THEocRITUs, Bion, and Moschus are the most famous amongst the Greek writers of Pastorals. The two latter of these are judged to be far short of Theocritus, whom I shall speak of more largely, because he rivals the greatest of all poets, Virgil himself. He hath the advantage confessedly of the Latin, in coming before him, and writing in a tongue more proper for pastoral. The softness of the Doric dialect, which this poet is said to have improved beyond any who came before him, is what the ancient Roman writers owned their language could not approach. But besides this beauty, he seems to me to have had a soul more softly and tenderly inclined to this way of writing than Virgil, whose genius led him naturally to sublimity. It is true that the great Roman, by the niceness of his judgment, and great command of himself, hath acquitted himself dexterously this way. But a penetrating judge will find there the seeds of that fire which burned afterwards so bright in the Georgics, and blazed out in the AEneid. I must not, however, dissemble that these bold strokes appear chiefly in those Eclogues of Virgil, which ought not to be numbered amongst his pastoral, which are indeed generally thought to be all of the pastoral kind; but by the best judges are only called his select poems, as the word Eclogue originally means.

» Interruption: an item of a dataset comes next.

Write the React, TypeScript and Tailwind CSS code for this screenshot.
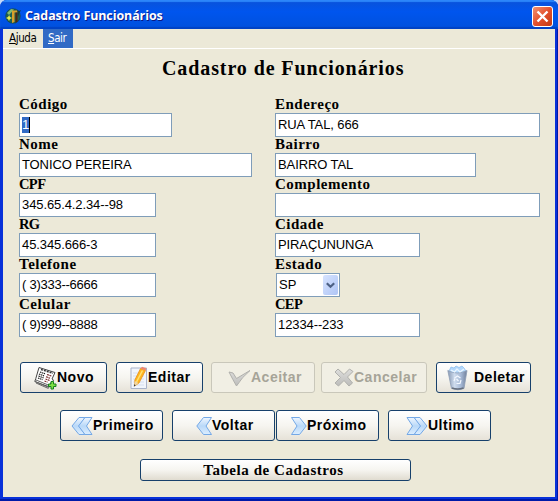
import React from "react";

const serif = "font-['Liberation_Serif',serif] font-bold text-black whitespace-nowrap";
const sans = "font-['Liberation_Sans',sans-serif]";

function Label({ text }: { text: string }) {
  const acronym = text === text.toUpperCase();
  return <div className={`${serif} h-4 leading-[14px] ${acronym ? "text-[14.5px] tracking-[-0.6px]" : "text-[15px] tracking-[0.5px]"}`}>{text}</div>;
}

function Field({ label, value, width, selected = false }: { label: string; value: string; width: string; selected?: boolean }) {
  const tracking = /^[(]/.test(value) ? "tracking-[-0.25px]" : "tracking-[-0.1px]";
  return (
    <div className="h-10">
      <Label text={label} />
      <div className={`${width} ${sans} ${tracking} flex h-6 items-center border border-[#7f9db9] bg-white pl-[2px] text-[13px] whitespace-pre text-black`}>
        {selected ? <span className="flex h-4 w-[8px] items-center justify-center border-r border-black bg-[#316ac5] text-white">{value}</span> : value}
      </div>
    </div>
  );
}

function Button({ children, label, width, disabled = false, pad }: { children: React.ReactNode; label: string; width: string; disabled?: boolean; pad: string }) {
  const look = disabled
    ? "border-[#c9c7ba] bg-[#f1efe4] text-[#a6a498]"
    : "border-[#17406b] bg-linear-to-b from-white via-[#f6f5f0] to-[#e6e2d8] text-black";
  return (
    <button className={`${width} ${pad} ${look} ${sans} flex h-[31px] shrink-0 items-center rounded-[3px] border text-[14px] font-bold tracking-[0.5px] whitespace-nowrap`}>
      {children}
      <span>{label}</span>
    </button>
  );
}

function Defs() {
  return (
    <svg width="0" height="0" className="absolute">
      <defs>
        <linearGradient id="chev" x1="0" y1="0" x2="0" y2="1">
          <stop offset="0" stopColor="#f0f7ff" />
          <stop offset="0.5" stopColor="#b9d8f8" />
          <stop offset="1" stopColor="#dceeff" />
        </linearGradient>
        <linearGradient id="gray" x1="0" y1="0" x2="0" y2="1">
          <stop offset="0" stopColor="#dededc" />
          <stop offset="1" stopColor="#bcbcba" />
        </linearGradient>
        <linearGradient id="bin" x1="0" y1="0" x2="1" y2="0">
          <stop offset="0" stopColor="#8798b2" />
          <stop offset="0.35" stopColor="#cfdcee" />
          <stop offset="0.7" stopColor="#a3b6d3" />
          <stop offset="1" stopColor="#6f7e98" />
        </linearGradient>
      </defs>
    </svg>
  );
}

function Chevrons({ double = false, right = false }: { double?: boolean; right?: boolean }) {
  const w = double ? 22 : 16;
  return (
    <svg width={w} height="20" viewBox={`0 0 ${w} 20`} className="shrink-0">
      <g transform={right ? `translate(${w} 0) scale(-1 1)` : undefined} fill="url(#chev)" stroke="#74a8e6" strokeWidth="1" strokeLinejoin="round">
        {double && <path d="M8 1.500h6L8 10l6 8.500H8L1 10Z" />}
        <path d={double ? "M14 1.500H21L15.500 10l5.500 8.500H14L7.500 10Z" : "M7.500 1.500H15.500L10 10l5.500 8.500H7.500L.8 10Z"} />
      </g>
    </svg>
  );
}

function NewsIcon() {
  return (
    <svg width="23" height="24" viewBox="0 0 23 24" className="shrink-0">
      <path d="M5 1.500L21 6.500l-3 6.500 1.500 1-4 7L.8 15.500l1-3Z" fill="#fff" stroke="#444" />
      <path d="M2 14l13.500 5.500 2-4M1 15.500L15 21.500M2 17l12.500 5.500" stroke="#666" fill="none" />
      <path d="M7 3.500l12 3.800" stroke="#333" strokeWidth="1.500" strokeDasharray="2 1" />
      <path d="M6 6l5 1.800M5 8l5 1.900M4.500 10l5 1.900M4 12l4.500 1.700" stroke="#111" strokeWidth="1.200" strokeDasharray="1.500 .6" />
      <path d="M13 8.500l4.500 1.600M12 10.700l4 1.500M11.500 13l4 1.500M10.500 15l3 1.200" stroke="#7a2c2c" strokeWidth="1.200" strokeDasharray="2 .6" />
      <path d="M17 15.500h2.500V18H22v2.500h-2.500V23H17v-2.500h-2.500V18H17Z" fill="#7fe044" stroke="#16811f" />
    </svg>
  );
}

function EditIcon() {
  return (
    <svg width="18" height="24" viewBox="0 0 18 24" className="shrink-0">
      <path d="M1 2h15.500v20.500H1Z" fill="#f1f5fc" stroke="#a9b3ca" />
      <path d="M3 7h11M3 10h11M3 13h11M3 16h11M3 19h11" stroke="#d6dff0" />
      <path d="M10.500 2.500l5 2L9 17l-4.500 3 .3-6Z" fill="#ffb51f" stroke="#e58912" strokeWidth=".7" />
      <path d="M12.500 4.500L6.500 16" stroke="#ffe374" strokeWidth="1.500" />
      <path d="M10.500 2.500L12 .8l4.500 1.700-1 2Z" fill="#ee8670" />
      <path d="M4.800 15l3.700 2-4.500 3.500Z" fill="#efd6a4" />
      <path d="M4.200 18.300l1.500 1-1.900 1.400Z" fill="#333" />
    </svg>
  );
}

function CheckIcon() {
  return (
    <svg width="23" height="18" viewBox="0 0 23 18" className="shrink-0">
      <path d="M1 3l4 1 3.500 5.500L22 1.500Q14 8 8.500 17 5 11 1 3Z" fill="url(#gray)" stroke="#b0b0ac" strokeLinejoin="round" />
    </svg>
  );
}

function CrossIcon() {
  return (
    <svg width="20" height="19" viewBox="0 0 20 19" className="shrink-0">
      <path d="M4 1l6 5.500L15.500 1 19 3.500 13.500 9l5 6-3.500 3-5-5.500L4.500 18 1 15l5.500-5.500L1 4Z" fill="url(#gray)" stroke="#b0b0ac" strokeLinejoin="round" />
    </svg>
  );
}

function BinIcon() {
  return (
    <svg width="21" height="26" viewBox="0 0 21 26" className="shrink-0">
      <path d="M2 6l2-4 3 1 2-2 3 1.500L15 1l2 2 2 3-1 3H3Z" fill="#b3d8fb" stroke="#86baec" strokeWidth=".7" />
      <path d="M.8 5.500q9 5 19.200 0l-3 18q-6 2.500-12.500 0Z" fill="url(#bin)" stroke="#8e9db5" strokeWidth=".8" />
      <path d="M4 5l3.500 2L10 4l3 3 4-3" stroke="#eaf5ff" strokeWidth="1.300" fill="none" />
      <path d="M5 23q5.500 2 11.500 0" stroke="#666f7e" fill="none" strokeWidth="1.600" />
      <path d="M7.500 13l3-2 3 2M14 15l-1 3.500H9.500M7 16l1-2.500M9.500 14l2 2" stroke="#f3f8ff" fill="none" strokeWidth="1.200" />
    </svg>
  );
}

function AppIcon() {
  return (
    <svg width="17" height="17" viewBox="0 0 17 17" className="shrink-0">
      <circle cx="8" cy="8" r="7.300" fill="#1d5f54" stroke="#17443f" strokeWidth=".6" />
      <path d="M2 5l4-4 3 .5L4 7Z" fill="#82bb70" />
      <path d="M7 2.500h6v2H9.500V14L7 15Z" fill="#d9a02a" />
      <path d="M10.500 4.500h2v9l-2 1.500Z" fill="#4e250f" />
      <path d="M1 10l2-1 1.200-2L5 9l2 1-2 1-1 2-1-2Z" fill="#e9ec48" />
      <path d="M12 1.500l2 1.500 2-1-2 4-1 3Z" fill="#143c3b" />
    </svg>
  );
}

export default function App() {
  return (
    <div className="h-[501px] w-[558px] overflow-hidden bg-[#c5d9f8]">
      <Defs />
      <div className="flex h-full flex-col overflow-hidden rounded-t-[7px] bg-[#0831d9] shadow-[inset_-1px_-2px_#0019a8]">
        <header className="flex h-[29px] shrink-0 items-center bg-linear-to-b from-[#0a52d8] via-[#0055ee] via-40% to-[#0050dc] pt-[3px] pr-[5px] pl-[5px] shadow-[inset_0_2px_1px_#2c86fa,inset_0_-2px_1px_#0042c4]">
          <AppIcon />
          <h1 className="ml-[3px] grow font-['Open_Sans',sans-serif] text-[12.500px] font-bold tracking-[-0.1px] whitespace-nowrap text-white [text-shadow:1px_1px_#0a1883]">Cadastro Funcionários</h1>
          <button className="flex h-[21px] w-[21px] items-center justify-center rounded-[3px] border border-white bg-linear-to-br from-[#f09070] via-[#e3502c] to-[#c33a12]">
            <svg width="13" height="13" viewBox="0 0 13 13" className="shrink-0"><path d="M1.500 1.500l10 10M11.500 1.500l-10 10" stroke="#fff" strokeWidth="2.400" /></svg>
          </button>
        </header>
        <div className="mr-[3px] mb-[4px] ml-[3px] flex grow flex-col bg-[#ece9d8]">
          <nav className="flex h-5 shrink-0 border-b border-white font-['DejaVu_Sans_Condensed','DejaVu_Sans',sans-serif] text-[11.5px] leading-[19px] font-[stretch:condensed] tracking-[-0.4px] text-black">
            <span className="w-10 pl-[6px]"><u>A</u>juda</span>
            <span className="h-[19px] w-[30px] bg-[#316ac5] pl-[5px] text-white"><u>S</u>air</span>
          </nav>
          <h2 className={`${serif} mt-[7px] ml-[159px] h-6 text-[20px] leading-[24px] tracking-[0.9px]`}>Cadastro de Funcionários</h2>
          <section className="mt-[17px] ml-4 flex h-[240px]">
            <div className="w-64">
              <Field label="Código" value="1" width="w-[153px]" selected />
              <Field label="Nome" value="TONICO PEREIRA" width="w-[233px]" />
              <Field label="CPF" value="345.65.4.2.34--98" width="w-[137px]" />
              <Field label="RG" value="45.345.666-3" width="w-[137px]" />
              <Field label="Telefone" value="( 3)333--6666" width="w-[137px]" />
              <Field label="Celular" value="( 9)999--8888" width="w-[137px]" />
            </div>
            <div>
              <Field label="Endereço" value="RUA TAL, 666" width="w-[265px]" />
              <Field label="Bairro" value="BAIRRO TAL" width="w-[201px]" />
              <Field label="Complemento" value="" width="w-[265px]" />
              <Field label="Cidade" value="PIRAÇUNUNGA" width="w-[145px]" />
              <div className="h-10">
                <Label text="Estado" />
                <div className={`${sans} ml-px flex h-6 w-16 items-center justify-between border border-[#7f9db9] bg-white pr-px pl-[2px] text-[13px] text-black`}>
                  SP
                  <span className="flex h-5 w-[15px] items-center justify-center rounded-[2px] bg-linear-to-br from-[#d6e3ff] to-[#afc5f5]">
                    <svg width="9" height="7" viewBox="0 0 9 7"><path d="M.8 1.200L4.500 4.800 8.200 1.200" fill="none" stroke="#4d6185" strokeWidth="2.200" /></svg>
                  </span>
                </div>
              </div>
              <Field label="CEP" value="12334--233" width="w-[145px]" />
            </div>
          </section>
          <div className="mt-[25px] ml-[17px] flex">
            <Button label="Novo" width="w-[87px]" pad="pl-[13px]"><NewsIcon /></Button>
            <div className="w-[9px]" />
            <Button label="Editar" width="w-[87px]" pad="pl-[13px]"><EditIcon /></Button>
            <div className="w-2" />
            <Button label="Aceitar" width="w-[104px]" pad="pl-[16px]" disabled><CheckIcon /></Button>
            <div className="w-[6px]" />
            <Button label="Cancelar" width="w-[106px]" pad="pl-[12px]" disabled><CrossIcon /></Button>
            <div className="w-[9px]" />
            <Button label="Deletar" width="w-[95px]" pad="pl-[10px]"><BinIcon /><i className="w-[6px]" /></Button>
          </div>
          <div className="mt-[17px] ml-[57px] flex">
            <Button label="Primeiro" width="w-[103px]" pad="pl-[10px]"><Chevrons double /></Button>
            <div className="w-[9px]" />
            <Button label="Voltar" width="w-[103px]" pad="pl-[23px]"><Chevrons /></Button>
            <div className="w-px" />
            <Button label="Próximo" width="w-[103px]" pad="pl-[14px]"><Chevrons right /></Button>
            <div className="w-[9px]" />
            <Button label="Ultimo" width="w-[103px]" pad="pl-[17px]"><Chevrons double right /></Button>
          </div>
          <button className={`${serif} mt-[18px] ml-[137px] h-[22px] w-[271px] rounded-[3px] border border-[#17406b] bg-linear-to-b from-white via-[#f6f5f0] to-[#e0dcd0] pr-[4px] text-[15px] leading-[20px] tracking-[0.55px]`}>Tabela de Cadastros</button>
        </div>
      </div>
    </div>
  );
}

Those who will take the pains to consult Scaliger's comparison of these two poets, will find that Theocritus hath out-done him in those very passages which the critic hath produced in honour of Virgil. There is, in short, more innocence, simplicity, and whatever else hath been laid down as the distinguishing marks of pastoral, in the Greek than the Roman; and all arguments from the exactness, propriety, conciseness, and nobleness of Virgil, may very well be turned against him. There is, indeed, sometimes a grossness and clownishness in Theocritus, which Virgil, who borrowed his greatest beauties from him, hath avoided. I will, however, add, that Virgil out of the excellence of
genius only hath come short of Theocritus; and had possibly excelled him, if in greater subjects he had not been born to excel all mankind. The Italians were the first, amongst the moderns, that fell into pastoral writing. It is observed, that the people of that nation are very profound and abstruse in their poetry as well as politics; fond of surprising conceits and far-fetched imaginations, and labour chiefly to say what was never said before. From persons of this character, how can we expect that air of simplicity and truth which hath been proved so essential to shepherds 2 There are two pastoral plays in this language, which they boast of as the most elegant performances in poetry that the latter ages have produced; the Aminta of Tasso, and Guarini's Pastor Fido. In these the names of the persons are indeed pastoral, and the sylvan gods, the dryads, and the satyrs appointed with the equipage of antiquity; but neither their language, sentiments, passions, or designs, like those of the pretty triflers in Virgil and Theocritus. I shall produce an example out of each, which are commonly taken notice of as patterns of the Italian way of thinking in pastoral. Sylvia in Tasso's poem enters adorned with a garland of flowers, and views herself in a fountain with such selfadmiration, that she breaks out into a speech to the flowers on her head, and tells them, she doth not wear them to adorn herself, but to make them ashamed. In the Pastor Fido, a shepherdess reasons after an abstruse philosophical manner about the violence of love, and expostulates with the gods for making laws so rigorous to restrain us, and at the same time giving us invincible desires; whoever can bear these, may be assured he hath no taste for pastoral. When I am speaking of the Italians, it would be unpardonable to pass by Sannazarius. He hath changed the scene in this kind of poetry from woods and lawns to the barren beach and boundless ocean: introduces sea-calves in the room of kids and lambs, sea-mews for the lark and the linnet, and presents his mistress with oysters instead of fruits and flowers. How good soever his style and thoughts may be; yet who can pardon him for his arbitrary change
of the sweet manners and pleasing objects of the country, for what in their own nature are uncomfortable and dreadful? I think he hath few or no followers, or if any, such as knew little of his beauties, and only copied his faults, and so are lost and forgotten. The French are so far from thinking abstrusely, that they often seem not to think at all. It is all a run of numbers, common-place descriptions of woods, floods, groves, loves, &c. Those who write the most accurately fall into the manner of their country, which is gallantry. I cannot better illustrate what I would say of the French, than by the dress in which they make their shepherds appear in their pastoral interludes upon the stage, as I find it described by a celebrated author. “The Shepherds,” saith he, “are all embroidered, and acquit themselves in a ball better than our English dancing-masters. I have seen a couple of Rivers appear in red stockings; and Alpheus, instead of having his head covered with sedges and bull-rushes, making love in a fair full-bottomed periwig and a plume of feathers, but with a voice so full of shakes and quavers, that I should have thought the murmurs of a country brook the much more agreeable music.” STEELE.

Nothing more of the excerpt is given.